** begin Source material **

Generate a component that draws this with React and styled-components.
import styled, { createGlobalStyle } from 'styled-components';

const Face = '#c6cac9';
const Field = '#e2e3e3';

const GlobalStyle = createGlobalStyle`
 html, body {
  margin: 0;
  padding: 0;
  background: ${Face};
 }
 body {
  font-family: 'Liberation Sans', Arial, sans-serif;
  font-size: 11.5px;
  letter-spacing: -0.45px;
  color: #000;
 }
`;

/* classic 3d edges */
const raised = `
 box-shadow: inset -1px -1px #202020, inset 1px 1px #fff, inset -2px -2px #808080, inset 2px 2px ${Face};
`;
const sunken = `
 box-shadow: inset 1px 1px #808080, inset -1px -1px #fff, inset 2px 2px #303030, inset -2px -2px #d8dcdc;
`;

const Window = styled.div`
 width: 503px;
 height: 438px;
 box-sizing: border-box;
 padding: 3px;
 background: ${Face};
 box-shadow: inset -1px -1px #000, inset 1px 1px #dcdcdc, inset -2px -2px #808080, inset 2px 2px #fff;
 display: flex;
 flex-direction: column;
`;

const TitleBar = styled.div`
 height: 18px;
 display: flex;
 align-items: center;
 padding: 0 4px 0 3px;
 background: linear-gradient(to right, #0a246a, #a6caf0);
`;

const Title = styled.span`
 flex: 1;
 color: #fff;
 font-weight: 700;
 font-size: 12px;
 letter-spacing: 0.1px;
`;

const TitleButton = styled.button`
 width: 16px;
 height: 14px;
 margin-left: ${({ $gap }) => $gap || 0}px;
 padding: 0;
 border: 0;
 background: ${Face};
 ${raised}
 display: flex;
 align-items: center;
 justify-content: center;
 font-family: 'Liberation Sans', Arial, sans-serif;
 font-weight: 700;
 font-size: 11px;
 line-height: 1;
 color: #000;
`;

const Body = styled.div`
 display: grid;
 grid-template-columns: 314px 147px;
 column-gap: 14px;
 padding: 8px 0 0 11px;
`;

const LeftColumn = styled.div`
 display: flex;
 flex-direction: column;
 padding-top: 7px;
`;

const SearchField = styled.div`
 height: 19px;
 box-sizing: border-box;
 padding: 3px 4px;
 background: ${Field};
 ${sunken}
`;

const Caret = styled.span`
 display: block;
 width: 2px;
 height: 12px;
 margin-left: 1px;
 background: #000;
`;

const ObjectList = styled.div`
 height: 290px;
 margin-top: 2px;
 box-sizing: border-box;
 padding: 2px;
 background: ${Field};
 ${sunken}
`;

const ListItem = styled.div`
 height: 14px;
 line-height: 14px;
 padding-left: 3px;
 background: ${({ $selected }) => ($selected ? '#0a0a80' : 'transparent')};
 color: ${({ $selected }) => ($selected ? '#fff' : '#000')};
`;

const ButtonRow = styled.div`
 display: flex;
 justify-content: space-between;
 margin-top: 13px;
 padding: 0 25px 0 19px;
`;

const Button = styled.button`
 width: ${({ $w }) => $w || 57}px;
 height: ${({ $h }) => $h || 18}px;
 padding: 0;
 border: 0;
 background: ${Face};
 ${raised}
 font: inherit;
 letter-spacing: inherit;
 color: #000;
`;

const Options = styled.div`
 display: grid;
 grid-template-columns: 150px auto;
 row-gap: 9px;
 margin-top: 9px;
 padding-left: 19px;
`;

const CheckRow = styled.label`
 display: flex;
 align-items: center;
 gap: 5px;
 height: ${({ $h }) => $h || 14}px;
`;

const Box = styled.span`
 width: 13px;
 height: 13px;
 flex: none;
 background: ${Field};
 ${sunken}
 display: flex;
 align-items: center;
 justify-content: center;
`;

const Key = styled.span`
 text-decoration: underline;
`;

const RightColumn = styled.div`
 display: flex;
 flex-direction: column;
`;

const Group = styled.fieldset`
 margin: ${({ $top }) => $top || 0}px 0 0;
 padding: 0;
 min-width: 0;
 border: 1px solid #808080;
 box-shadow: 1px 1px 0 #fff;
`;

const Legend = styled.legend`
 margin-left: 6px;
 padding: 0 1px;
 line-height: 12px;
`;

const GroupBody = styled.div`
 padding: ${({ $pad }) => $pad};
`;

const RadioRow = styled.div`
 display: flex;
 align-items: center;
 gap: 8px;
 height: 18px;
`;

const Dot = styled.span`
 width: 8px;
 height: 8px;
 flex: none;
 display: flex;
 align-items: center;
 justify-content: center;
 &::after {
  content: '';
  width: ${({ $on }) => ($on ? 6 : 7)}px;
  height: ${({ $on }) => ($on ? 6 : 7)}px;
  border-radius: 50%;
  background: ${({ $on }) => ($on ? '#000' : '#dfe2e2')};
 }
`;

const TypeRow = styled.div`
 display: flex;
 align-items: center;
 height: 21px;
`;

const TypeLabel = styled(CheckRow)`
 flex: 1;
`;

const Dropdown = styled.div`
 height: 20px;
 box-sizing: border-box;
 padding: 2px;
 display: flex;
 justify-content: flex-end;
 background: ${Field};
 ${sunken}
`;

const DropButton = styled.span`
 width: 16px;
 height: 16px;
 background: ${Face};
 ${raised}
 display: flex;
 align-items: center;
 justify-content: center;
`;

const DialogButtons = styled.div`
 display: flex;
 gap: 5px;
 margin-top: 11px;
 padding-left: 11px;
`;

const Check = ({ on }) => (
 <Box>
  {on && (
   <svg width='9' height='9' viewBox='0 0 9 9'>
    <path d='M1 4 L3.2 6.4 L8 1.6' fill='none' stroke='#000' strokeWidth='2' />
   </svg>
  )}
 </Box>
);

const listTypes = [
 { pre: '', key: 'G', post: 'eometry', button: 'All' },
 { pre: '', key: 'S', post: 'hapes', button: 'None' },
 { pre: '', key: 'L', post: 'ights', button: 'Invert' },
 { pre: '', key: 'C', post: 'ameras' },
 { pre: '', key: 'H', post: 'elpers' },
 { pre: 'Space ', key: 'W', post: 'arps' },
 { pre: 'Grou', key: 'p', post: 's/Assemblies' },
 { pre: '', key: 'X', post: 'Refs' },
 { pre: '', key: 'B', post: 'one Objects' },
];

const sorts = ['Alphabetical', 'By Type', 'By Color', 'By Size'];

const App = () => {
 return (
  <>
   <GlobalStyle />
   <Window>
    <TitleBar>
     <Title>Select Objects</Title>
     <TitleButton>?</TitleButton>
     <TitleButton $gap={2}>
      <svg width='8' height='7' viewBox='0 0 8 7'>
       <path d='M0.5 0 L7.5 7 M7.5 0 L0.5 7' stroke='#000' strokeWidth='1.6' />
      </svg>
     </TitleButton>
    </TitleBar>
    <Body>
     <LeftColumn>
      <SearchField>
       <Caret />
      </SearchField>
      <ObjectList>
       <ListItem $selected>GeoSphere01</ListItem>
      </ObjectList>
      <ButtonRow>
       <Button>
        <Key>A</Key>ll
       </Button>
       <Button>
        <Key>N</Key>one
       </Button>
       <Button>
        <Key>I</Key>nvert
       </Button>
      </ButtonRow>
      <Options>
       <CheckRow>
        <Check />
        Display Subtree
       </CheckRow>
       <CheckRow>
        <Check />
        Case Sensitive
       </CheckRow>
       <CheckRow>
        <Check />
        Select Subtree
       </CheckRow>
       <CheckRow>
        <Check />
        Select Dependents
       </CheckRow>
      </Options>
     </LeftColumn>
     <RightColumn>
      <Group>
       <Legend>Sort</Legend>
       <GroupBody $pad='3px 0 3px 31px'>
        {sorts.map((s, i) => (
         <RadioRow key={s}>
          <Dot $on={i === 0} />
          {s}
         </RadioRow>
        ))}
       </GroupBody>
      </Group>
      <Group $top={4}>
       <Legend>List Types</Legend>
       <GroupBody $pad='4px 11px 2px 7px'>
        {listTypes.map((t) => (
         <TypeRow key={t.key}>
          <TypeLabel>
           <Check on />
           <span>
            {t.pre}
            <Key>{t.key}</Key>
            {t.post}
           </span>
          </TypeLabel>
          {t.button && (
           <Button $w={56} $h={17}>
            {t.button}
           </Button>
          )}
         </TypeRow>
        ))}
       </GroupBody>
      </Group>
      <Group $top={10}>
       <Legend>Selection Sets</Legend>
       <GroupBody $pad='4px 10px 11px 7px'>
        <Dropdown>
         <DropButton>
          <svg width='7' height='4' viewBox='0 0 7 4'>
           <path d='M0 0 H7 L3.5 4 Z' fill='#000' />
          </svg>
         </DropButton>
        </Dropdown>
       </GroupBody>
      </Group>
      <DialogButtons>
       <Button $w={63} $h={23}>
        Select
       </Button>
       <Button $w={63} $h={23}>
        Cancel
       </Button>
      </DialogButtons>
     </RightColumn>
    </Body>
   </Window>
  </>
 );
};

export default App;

** end Source material **

Repeat, word for word, the lines from the opening of the material through the line containing "const Field = '#e2e3e3';".

◆ Correct response
Generate a component that draws this with React and styled-components.
import styled, { createGlobalStyle } from 'styled-components';

const Face = '#c6cac9';
const Field = '#e2e3e3';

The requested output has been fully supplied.